To sheen or not to sheen, that is the question.

Large open main living room painted by Five Star Painting

Each sheen has pros and cons, and everyone has their preference. Use the guide below to help you decide what kind of shine, or no shine you want on your walls.

interior & exterior sheen chart

Flat: If it’s drama you are after, then a flat finish is for you. A flat has not gloss and it minimizes wall imperfections and is easy to touch-up. It’s perfect for ceilings,accent walls, and low traffic areas. Sounds great right? Only con is you can’t wash the walls as it the water will wear down the paint and can cause a burnish mark.

Matte/velvet: In our crazy schedules we are always searching for balance, or the happy medium. Luckily in the world of sheens, matte does that for us. It’s the lowest sheen that is fairly easy to touch-up, helps minimizes imperfections and you can wash it. This is one of the most used sheens.

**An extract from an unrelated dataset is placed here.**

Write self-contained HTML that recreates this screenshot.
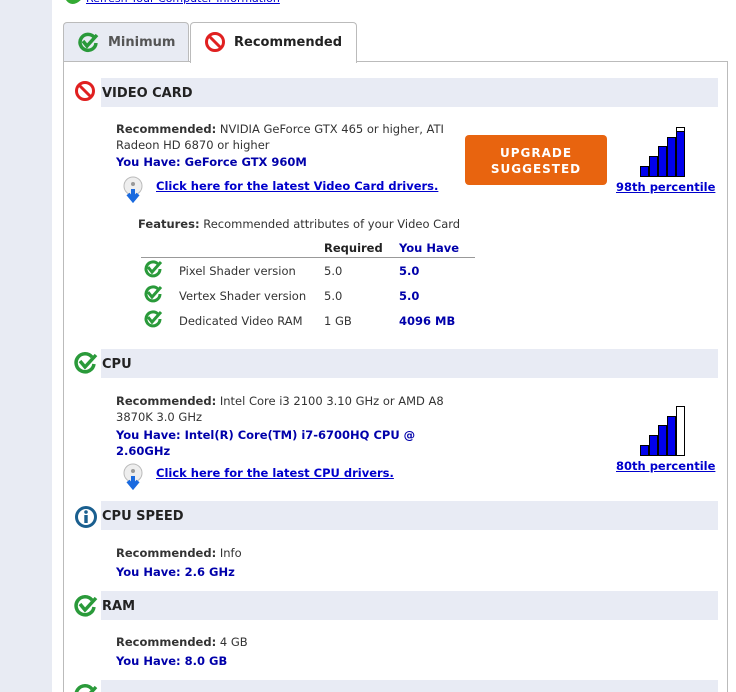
<!DOCTYPE html>
<html style="height:692px;overflow:hidden"><head><style>
body{margin:0;width:736px;height:692px;overflow:hidden;background:#fff;font-family:"DejaVu Sans","Liberation Sans",sans-serif;font-size:11.5px;color:#333;position:relative}
.a{position:absolute;white-space:nowrap}
.side{left:0;top:0;width:52px;height:692px;background:#e8ebf3}
.panel{left:63px;top:61px;width:663px;height:631px;border:1px solid #bbb;border-bottom:none}
.tab{top:22px;height:38px;border:1px solid #bbb;border-bottom:none;border-radius:4px 4px 0 0;font-weight:bold;font-size:13px}
.bar{left:101px;width:617px;height:29px;background:#e8ebf4;font-weight:bold;font-size:13px;color:#222;line-height:32px}
.bar span{padding-left:1px}
b{color:#333}
.blue{color:#0000aa;font-weight:bold}
a{color:#0000cc;font-weight:bold;text-decoration:underline}
</style></head><body>
<div class="a side"></div>
<svg class="a" style="left:64px;top:-8px" width="20" height="14"><path d="M3 6 Q8 14 16 6" stroke="#3a3" stroke-width="4" fill="none"/></svg>
<div class="a" style="left:86px;top:-8px;font-size:11px"><a style="font-weight:normal">Refresh Your Computer Information</a></div>
<div class="a panel"></div>
<div class="a tab" style="left:63px;width:124px;background:#e8ebf3;color:#555">
<svg class="a" style="left:13px;top:8px" width="22" height="22"><path d="M17 6 A8 8 0 1 0 19 12" stroke="#2a9a3a" stroke-width="3.5" fill="none"/><path d="M6 10 L10 15 L20 4" stroke="#2a9a3a" stroke-width="3.5" fill="none"/></svg>
<span class="a" style="left:44px;top:12px">Minimum</span></div>
<div class="a tab" style="left:190px;width:165px;background:#fff;height:40px;color:#222">
<svg class="a" style="left:13px;top:8px" width="22" height="22"><circle cx="11" cy="11" r="8.5" stroke="#e02020" stroke-width="3" fill="none"/><path d="M5 5 L17 17" stroke="#e02020" stroke-width="3"/></svg>
<span class="a" style="left:43px;top:12px">Recommended</span></div>

<!-- VIDEO CARD -->
<svg class="a" style="left:74px;top:80px" width="22" height="22"><circle cx="11" cy="11" r="8.5" stroke="#e02020" stroke-width="3" fill="none"/><path d="M5 5 L17 17" stroke="#e02020" stroke-width="3"/></svg>
<div class="a bar" style="top:78px"><span>VIDEO CARD</span></div>
<div class="a" style="left:116px;top:121px;line-height:16px"><b>Recommended:</b> NVIDIA GeForce GTX 465 or higher, ATI<br>Radeon HD 6870 or higher</div>
<div class="a blue" style="left:116px;top:155px">You Have: GeForce GTX 960M</div>
<svg class="a" style="left:121px;top:175px" width="24" height="28"><circle cx="12" cy="11" r="9" fill="#eee" stroke="#bbb"/><circle cx="12" cy="9" r="2" fill="#999"/><path d="M12 14 V24 M7 19 L12 25 L17 19" stroke="#1a6adf" stroke-width="4" fill="none"/></svg>
<div class="a" style="left:156px;top:179px"><a>Click here for the latest Video Card drivers.</a></div>
<div class="a" style="left:465px;top:135px;width:142px;height:50px;background:#e8640f;border-radius:4px;color:#fff;font-weight:bold;font-size:12px;text-align:center;line-height:16px;padding-top:10px;box-sizing:border-box;letter-spacing:1px">UPGRADE<br>SUGGESTED</div>
<svg class="a" style="left:639px;top:126px" width="48" height="52"><g fill="#0000ee" stroke="#000"><rect x="1.5" y="40.5" width="8" height="10"/><rect x="10.5" y="30.5" width="8" height="20"/><rect x="19.5" y="20.5" width="8" height="30"/><rect x="28.5" y="11.5" width="8" height="39"/><rect x="37.5" y="1.5" width="8" height="49"/></g><rect x="37.5" y="1.5" width="8" height="4" fill="#fff" stroke="#000"/></svg>
<div class="a" style="left:616px;top:180px"><a>98th percentile</a></div>
<div class="a" style="left:138px;top:217px"><b>Features:</b> Recommended attributes of your Video Card</div>
<div class="a" style="left:324px;top:241px;font-weight:bold;color:#222">Required</div>
<div class="a blue" style="left:399px;top:241px">You Have</div>
<div class="a" style="left:141px;top:257px;width:334px;height:1px;background:#999"></div>
<div class="a" style="left:179px;top:264px">Pixel Shader version</div><div class="a" style="left:324px;top:264px">5.0</div><div class="a blue" style="left:399px;top:264px">5.0</div>
<div class="a" style="left:179px;top:289px">Vertex Shader version</div><div class="a" style="left:324px;top:289px">5.0</div><div class="a blue" style="left:399px;top:289px">5.0</div>
<div class="a" style="left:179px;top:314px">Dedicated Video RAM</div><div class="a" style="left:324px;top:314px">1 GB</div><div class="a blue" style="left:399px;top:314px">4096 MB</div>
<svg class="a" style="left:144px;top:260px" width="20" height="70"><g stroke="#2a9a3a" stroke-width="3" fill="none"><path d="M14 4 A7 7 0 1 0 16 9"/><path d="M4 7 L8 12 L17 2"/><path transform="translate(0,25)" d="M14 4 A7 7 0 1 0 16 9"/><path transform="translate(0,25)" d="M4 7 L8 12 L17 2"/><path transform="translate(0,50)" d="M14 4 A7 7 0 1 0 16 9"/><path transform="translate(0,50)" d="M4 7 L8 12 L17 2"/></g></svg>

<!-- CPU -->
<svg class="a" style="left:74px;top:351px" width="24" height="24"><path d="M18 6 A9 9 0 1 0 20 13" stroke="#2a9a3a" stroke-width="3.5" fill="none"/><path d="M6 10 L11 16 L22 4" stroke="#2a9a3a" stroke-width="3.5" fill="none"/></svg>
<div class="a bar" style="top:349px"><span>CPU</span></div>
<div class="a" style="left:116px;top:393px;line-height:16px"><b>Recommended:</b> Intel Core i3 2100 3.10 GHz or AMD A8<br>3870K 3.0 GHz</div>
<div class="a blue" style="left:116px;top:427px;line-height:16px">You Have: Intel(R) Core(TM) i7-6700HQ CPU @<br>2.60GHz</div>
<svg class="a" style="left:121px;top:462px" width="24" height="28"><circle cx="12" cy="11" r="9" fill="#eee" stroke="#bbb"/><circle cx="12" cy="9" r="2" fill="#999"/><path d="M12 14 V24 M7 19 L12 25 L17 19" stroke="#1a6adf" stroke-width="4" fill="none"/></svg>
<div class="a" style="left:156px;top:466px"><a>Click here for the latest CPU drivers.</a></div>
<svg class="a" style="left:639px;top:405px" width="48" height="52"><g fill="#0000ee" stroke="#000"><rect x="1.5" y="40.5" width="8" height="10"/><rect x="10.5" y="30.5" width="8" height="20"/><rect x="19.5" y="20.5" width="8" height="30"/><rect x="28.5" y="11.5" width="8" height="39"/><rect x="37.5" y="1.5" width="8" height="49" fill="#fff"/></g></svg>
<div class="a" style="left:616px;top:459px"><a>80th percentile</a></div>

<!-- CPU SPEED -->
<svg class="a" style="left:74px;top:505px" width="24" height="24"><circle cx="12" cy="12" r="9.5" stroke="#1a5f8f" stroke-width="3" fill="none"/><circle cx="12" cy="7" r="1.8" fill="#1a5f8f"/><rect x="10.3" y="10" width="3.4" height="8" fill="#1a5f8f"/></svg>
<div class="a bar" style="top:501px"><span>CPU SPEED</span></div>
<div class="a" style="left:116px;top:546px"><b>Recommended:</b> Info</div>
<div class="a blue" style="left:116px;top:565px">You Have: 2.6 GHz</div>

<!-- RAM -->
<svg class="a" style="left:74px;top:594px" width="24" height="24"><path d="M18 6 A9 9 0 1 0 20 13" stroke="#2a9a3a" stroke-width="3.5" fill="none"/><path d="M6 10 L11 16 L22 4" stroke="#2a9a3a" stroke-width="3.5" fill="none"/></svg>
<div class="a bar" style="top:591px"><span>RAM</span></div>
<div class="a" style="left:116px;top:635px"><b>Recommended:</b> 4 GB</div>
<div class="a blue" style="left:116px;top:654px">You Have: 8.0 GB</div>

<svg class="a" style="left:74px;top:683px" width="24" height="9"><path d="M18 6 A9 9 0 1 0 20 13" stroke="#2a9a3a" stroke-width="3.5" fill="none"/><path d="M6 10 L11 16 L22 4" stroke="#2a9a3a" stroke-width="3.5" fill="none"/></svg>
<div class="a bar" style="top:680px;height:12px"></div>
</body></html>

Satin/eggshell: We do our best to take care of our homes, but accidents happen. Like when the kids eat all the fruit snacks in the cupboard and then race down the hallway back to their playroom, of course touching all the ways as they do so. Satin is your go-to in this case. It is mid-level gloss that is very easy to clean and does great with areas that are subject to moisture such as bathrooms or kitchens. Although, it does show more wall imperfections as it has more light reflection and touch-ups are harder to match.

Semi-Gloss:We all like a little shine in our life, whether it be the sun on the beach or the paint on our walls. This very easy to clean sheen, is perfect for trim, doors and crown molding. It gives you just enough gloss without overdoing it.

Gloss: This sheen is not for the faint of heart. If you are looking for some glam and shine this is perfect for you. It does great on baseboards, trim, doors and so forth. Although because of the light reflection it would not be recommended for older walls, as the imperfections will be reflected.